* Start *

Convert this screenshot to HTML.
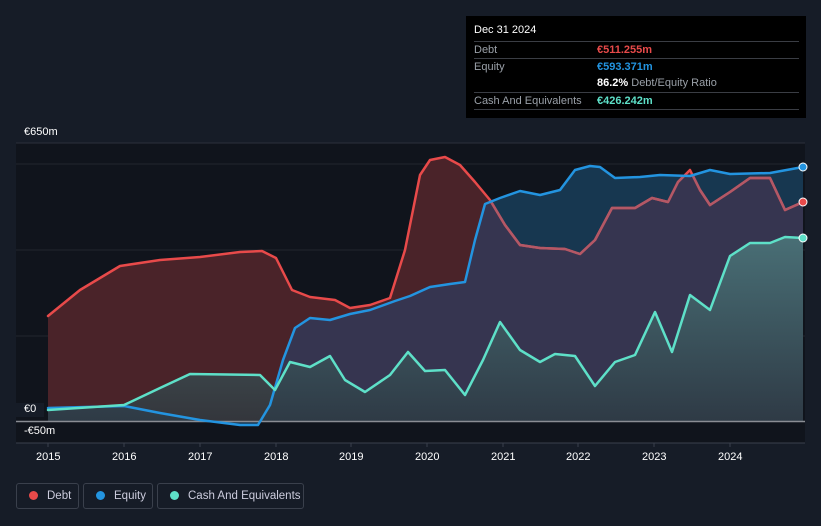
<!DOCTYPE html>
<html><head><meta charset="utf-8"><style>
body{margin:0;width:821px;height:526px;background:#161c27;font-family:"Liberation Sans",sans-serif;overflow:hidden;position:relative}
.tt{position:absolute;left:466px;top:16px;width:340px;height:102px;background:#000;color:#fff;font-size:11px}
.tt .r{position:absolute;left:8px;width:325px;border-top:1px solid #3a3d44;height:16px;line-height:16px}
.tt .l{color:#9aa0a8;position:absolute;left:0}
.tt .v{position:absolute;left:123px;font-weight:bold}
.ax{position:absolute;color:#fff;font-size:11px}
.leg{position:absolute;top:483px;height:26px;border:1px solid #3a404c;border-radius:3px;color:#ccd;font-size:11.5px;line-height:24px;box-sizing:border-box;white-space:nowrap}
.leg i{display:inline-block;width:9px;height:9px;border-radius:50%;margin:0 9px 0 12px;vertical-align:-1px}
</style></head><body>
<svg width="821" height="526" style="position:absolute;left:0;top:0">
<defs>
<clipPath id="eq"><polygon points="48,421 48,408 124,406 160,413 200,420 240,425 258,425 270,405 283,360 295,328 310,318 330,320 350,314 370,310 395,301 410,296 430,287 450,284 465,282 475,240 485,204 500,198 520,191 540,195 560,190 575,170 590,166 600,167 615,178 640,177 660,175 690,176 710,170 730,174 770,173 803,167 803,430 48,430"/></clipPath>
<linearGradient id="cg" x1="0" y1="0" x2="0" y2="1"><stop offset="0" stop-color="#4f8282"/><stop offset="1" stop-color="#2c3c42"/></linearGradient>
</defs>
<rect x="16" y="143" width="789" height="300" fill="#10141c"/>
<line x1="16" y1="143" x2="805" y2="143" stroke="#2c313b"/>
<line x1="16" y1="164" x2="805" y2="164" stroke="#22262e"/>
<line x1="16" y1="250" x2="805" y2="250" stroke="#22262e"/>
<line x1="16" y1="336" x2="805" y2="336" stroke="#22262e"/>
<polygon fill="#4a2329" points="48,421 48,316 80,290 120,266 160,260 200,257 240,252 262,251 276,258 292,290 310,297 335,300 350,308 370,305 390,298 405,250 420,175 430,160 445,157 460,165 475,182 490,200 505,225 520,245 540,248 565,249 580,254 595,240 612,208 635,208 652,198 668,202 678,182 690,170 700,190 710,205 730,192 750,178 770,178 785,210 803,202 803,421"/>
<polygon fill="#173750" points="48,421 48,408 124,406 160,413 200,420 240,425 258,425 270,405 283,360 295,328 310,318 330,320 350,314 370,310 395,301 410,296 430,287 450,284 465,282 475,240 485,204 500,198 520,191 540,195 560,190 575,170 590,166 600,167 615,178 640,177 660,175 690,176 710,170 730,174 770,173 803,167 803,421"/>
<polygon clip-path="url(#eq)" fill="#363550" points="48,421 48,316 80,290 120,266 160,260 200,257 240,252 262,251 276,258 292,290 310,297 335,300 350,308 370,305 390,298 405,250 420,175 430,160 445,157 460,165 475,182 490,200 505,225 520,245 540,248 565,249 580,254 595,240 612,208 635,208 652,198 668,202 678,182 690,170 700,190 710,205 730,192 750,178 770,178 785,210 803,202 803,421"/>
<polygon fill="url(#cg)" fill-opacity="0.75" points="48,421 48,410 124,405 160,388 190,374 260,375 275,390 290,362 310,367 330,356 345,380 365,392 390,375 408,352 425,371 445,370 465,395 483,360 500,322 520,350 540,362 555,354 575,356 595,386 615,362 635,355 655,312 672,352 690,295 710,310 730,256 750,243 770,243 785,237 803,238 803,421"/>
<line x1="16" y1="421.5" x2="805" y2="421.5" stroke="#8a8d94" stroke-width="1.5"/>
<g fill="none" stroke-width="2.5" stroke-linejoin="round" stroke-linecap="round">
<polyline stroke="#e84a4a" points="48,316 80,290 120,266 160,260 200,257 240,252 262,251 276,258 292,290 310,297 335,300 350,308 370,305 390,298 405,250 420,175 430,160 445,157 460,165 475,182 490,200 505,225 520,245 540,248 565,249 580,254 595,240 612,208 635,208 652,198 668,202 678,182 690,170 700,190 710,205 730,192 750,178 770,178 785,210 803,202"/>
<polyline clip-path="url(#eq)" stroke="#b35866" points="48,316 80,290 120,266 160,260 200,257 240,252 262,251 276,258 292,290 310,297 335,300 350,308 370,305 390,298 405,250 420,175 430,160 445,157 460,165 475,182 490,200 505,225 520,245 540,248 565,249 580,254 595,240 612,208 635,208 652,198 668,202 678,182 690,170 700,190 710,205 730,192 750,178 770,178 785,210 803,202"/>
<polyline stroke="#2394e0" points="48,408 124,406 160,413 200,420 240,425 258,425 270,405 283,360 295,328 310,318 330,320 350,314 370,310 395,301 410,296 430,287 450,284 465,282 475,240 485,204 500,198 520,191 540,195 560,190 575,170 590,166 600,167 615,178 640,177 660,175 690,176 710,170 730,174 770,173 803,167"/>
<polyline stroke="#5ee0c8" points="48,410 124,405 160,388 190,374 260,375 275,390 290,362 310,367 330,356 345,380 365,392 390,375 408,352 425,371 445,370 465,395 483,360 500,322 520,350 540,362 555,354 575,356 595,386 615,362 635,355 655,312 672,352 690,295 710,310 730,256 750,243 770,243 785,237 803,238"/>
</g>
<circle cx="803" cy="167" r="4" fill="#2394e0" stroke="#fff"/>
<circle cx="803" cy="202" r="4" fill="#e84a4a" stroke="#fff"/>
<circle cx="803" cy="238" r="4" fill="#5ee0c8" stroke="#fff"/>
<line x1="16" y1="443" x2="805" y2="443" stroke="#3a404c"/>
<g stroke="#3a404c"><line x1="48" y1="443" x2="48" y2="447"/><line x1="124" y1="443" x2="124" y2="447"/><line x1="200" y1="443" x2="200" y2="447"/><line x1="276" y1="443" x2="276" y2="447"/><line x1="351" y1="443" x2="351" y2="447"/><line x1="427" y1="443" x2="427" y2="447"/><line x1="503" y1="443" x2="503" y2="447"/><line x1="578" y1="443" x2="578" y2="447"/><line x1="654" y1="443" x2="654" y2="447"/><line x1="730" y1="443" x2="730" y2="447"/></g>
</svg>
<div class="ax" style="left:24px;top:126px">€650m</div>
<div class="ax" style="left:16px;top:403px;background:#161c27;padding:0 8px 2px 8px">€0</div>
<div class="ax" style="left:24px;top:425px">-€50m</div>
<div class="ax" style="left:36px;top:451px">2015</div>
<div class="ax" style="left:112px;top:451px">2016</div>
<div class="ax" style="left:188px;top:451px">2017</div>
<div class="ax" style="left:264px;top:451px">2018</div>
<div class="ax" style="left:339px;top:451px">2019</div>
<div class="ax" style="left:415px;top:451px">2020</div>
<div class="ax" style="left:491px;top:451px">2021</div>
<div class="ax" style="left:566px;top:451px">2022</div>
<div class="ax" style="left:642px;top:451px">2023</div>
<div class="ax" style="left:718px;top:451px">2024</div>
<div class="tt">
<div style="position:absolute;left:8px;top:8px;font-size:11px">Dec 31 2024</div>
<div class="r" style="top:25px"><span class="l">Debt</span><span class="v" style="color:#e84a4a">€511.255m</span></div>
<div class="r" style="top:42px"><span class="l">Equity</span><span class="v" style="color:#2394e0">€593.371m</span></div>
<div class="r" style="top:59px;border-top:none"><span class="v">86.2% <span style="color:#9aa0a8;font-weight:normal">Debt/Equity Ratio</span></span></div>
<div class="r" style="top:76px;border-bottom:1px solid #3a3d44"><span class="l">Cash And Equivalents</span><span class="v" style="color:#5ee0c8">€426.242m</span></div>
</div>
<div class="leg" style="left:16px;width:63px"><i style="background:#e84a4a"></i>Debt</div>
<div class="leg" style="left:83px;width:70px"><i style="background:#2394e0"></i>Equity</div>
<div class="leg" style="left:157px;width:147px"><i style="background:#5ee0c8"></i>Cash And Equivalents</div>
</body></html>
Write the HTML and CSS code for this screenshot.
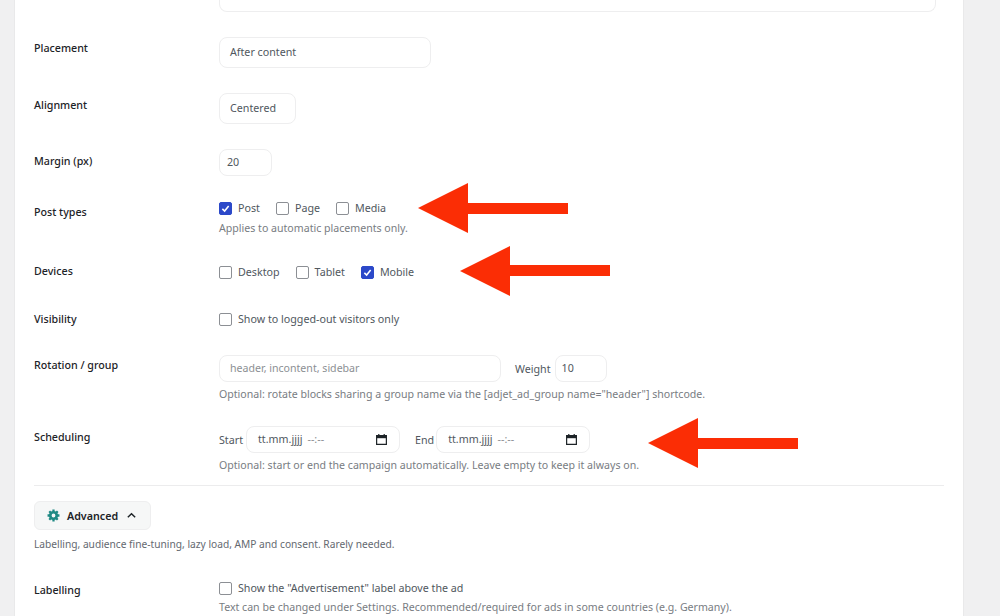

* End *

◆ **Goal**: Gather each line in the data that holds the string "this".

◆ **Output below**:
Convert this screenshot to HTML.
Write the HTML and CSS code for this screenshot.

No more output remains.